We don't know what happened to the cat jar, which had appeared re-assembled at one shrine to Tengri. If anyone rescued it, it would have to be a combination of the sewing lady and the poisonous toad....It's not clear if Tengus an pick up things or people have to put stuff on his back (unlike RL where you can't do that).
Yes, our bet is the Japanese lady got busy, helped by the frog or toad or deer or two strange shaman or possibly even another character! And that should appear in the bonus : )
You'll have to buy the fatpack to ee the bonus!
But basically...there is a living tree and a druid-type tree goddess merged with the tree.
This could be a goddess associated with war, fertility, wisdom, and water, called Nana, worshipped by Eastern Iranian groups in Central Asia, including the Bactrians, Sogdians, Chorasmians, and Yuezhi. Nana is also associated with the Iranian goddesses Anāhitā, Aši, and Ārmaiti, and the Near Eastern goddess Anahita, and the Mediterranean goddesses Tyche and Demeter. Nana is often depicted seated on a lion and holding a cornucopia-like palmette. Whew. Won't find that on the MP I don't think, so this more Celtic/Norse-looking druid lady is put in.
Then there's Umai, a primary deity in Kazakh mythology, Umai is a protector of children and a metaphor for a strong mother figure. In Turkic nations, Umai personifies the feminine.

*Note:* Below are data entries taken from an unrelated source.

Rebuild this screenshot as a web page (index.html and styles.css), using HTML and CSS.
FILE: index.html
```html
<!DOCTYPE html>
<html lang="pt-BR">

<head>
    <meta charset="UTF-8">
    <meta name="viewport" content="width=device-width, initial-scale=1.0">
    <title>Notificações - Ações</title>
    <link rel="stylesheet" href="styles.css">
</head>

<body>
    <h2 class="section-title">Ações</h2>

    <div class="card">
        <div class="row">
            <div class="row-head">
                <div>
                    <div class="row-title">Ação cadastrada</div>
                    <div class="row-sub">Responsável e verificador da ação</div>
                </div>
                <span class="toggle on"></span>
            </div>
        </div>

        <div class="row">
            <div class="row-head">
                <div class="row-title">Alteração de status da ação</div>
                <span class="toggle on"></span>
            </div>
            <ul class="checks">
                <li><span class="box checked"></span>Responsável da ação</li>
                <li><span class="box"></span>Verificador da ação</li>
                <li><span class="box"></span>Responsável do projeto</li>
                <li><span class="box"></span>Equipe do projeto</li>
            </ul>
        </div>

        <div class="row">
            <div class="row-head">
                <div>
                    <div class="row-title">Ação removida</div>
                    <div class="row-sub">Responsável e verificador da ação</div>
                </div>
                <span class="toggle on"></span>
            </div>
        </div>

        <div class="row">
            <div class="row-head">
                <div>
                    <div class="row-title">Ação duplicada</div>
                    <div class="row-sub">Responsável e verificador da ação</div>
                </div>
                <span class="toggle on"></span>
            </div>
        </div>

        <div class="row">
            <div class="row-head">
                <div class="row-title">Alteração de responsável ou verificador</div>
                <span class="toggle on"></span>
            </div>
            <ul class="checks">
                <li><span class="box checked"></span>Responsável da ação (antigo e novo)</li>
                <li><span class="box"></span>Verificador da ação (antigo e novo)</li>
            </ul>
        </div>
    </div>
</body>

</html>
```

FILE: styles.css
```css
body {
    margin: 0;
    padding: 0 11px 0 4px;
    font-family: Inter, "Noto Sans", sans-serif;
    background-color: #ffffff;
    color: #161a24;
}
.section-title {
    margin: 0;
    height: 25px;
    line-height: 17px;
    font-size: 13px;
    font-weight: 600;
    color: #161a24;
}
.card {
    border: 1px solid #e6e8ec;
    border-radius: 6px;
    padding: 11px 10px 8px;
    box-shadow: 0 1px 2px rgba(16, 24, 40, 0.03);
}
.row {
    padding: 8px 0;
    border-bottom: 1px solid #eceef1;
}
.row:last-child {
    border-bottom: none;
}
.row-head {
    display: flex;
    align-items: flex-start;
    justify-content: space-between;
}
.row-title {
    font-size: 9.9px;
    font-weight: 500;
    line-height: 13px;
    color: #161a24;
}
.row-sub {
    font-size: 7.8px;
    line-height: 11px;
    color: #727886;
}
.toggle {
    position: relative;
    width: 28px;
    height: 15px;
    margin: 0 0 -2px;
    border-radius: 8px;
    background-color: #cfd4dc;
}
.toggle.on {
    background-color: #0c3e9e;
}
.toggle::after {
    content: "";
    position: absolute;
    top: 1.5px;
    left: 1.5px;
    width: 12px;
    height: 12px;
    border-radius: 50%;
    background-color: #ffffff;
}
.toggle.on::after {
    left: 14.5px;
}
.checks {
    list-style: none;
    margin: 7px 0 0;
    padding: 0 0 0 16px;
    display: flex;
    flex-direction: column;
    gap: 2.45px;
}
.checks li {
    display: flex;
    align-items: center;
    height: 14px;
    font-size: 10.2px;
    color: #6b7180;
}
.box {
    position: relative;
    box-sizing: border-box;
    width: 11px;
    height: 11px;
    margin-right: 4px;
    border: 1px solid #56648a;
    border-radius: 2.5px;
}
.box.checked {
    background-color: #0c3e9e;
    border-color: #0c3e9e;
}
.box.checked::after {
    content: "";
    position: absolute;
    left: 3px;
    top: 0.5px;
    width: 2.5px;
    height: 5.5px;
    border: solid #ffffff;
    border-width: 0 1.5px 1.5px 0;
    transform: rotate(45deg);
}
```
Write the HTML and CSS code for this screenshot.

There are two placid, bovine gods near the tree goddess. I forgot their names already. There are some crystal treasures that somehow the goddess has around here, and the tree frog is in the tree, chameleon-like changing his colour, so we figure he may be involved in....
...you guessed it! The cat jar has returned. It is inside the flaming chest of the Vegetarian Wendigo. The Wendigo or Wendigaunt is a monster from our very own New York State who usually eats people, zombie like. But this one is vegetarian and helpful, having carried the mended cat jar with some jewels in it very long distances to present to Nana...Umai...whoever she is! She rocks! I didn't put in any rocks because it was already 22 prims!
This is hardly like Journey to the West, but it's just my own little story that I like to have fun with.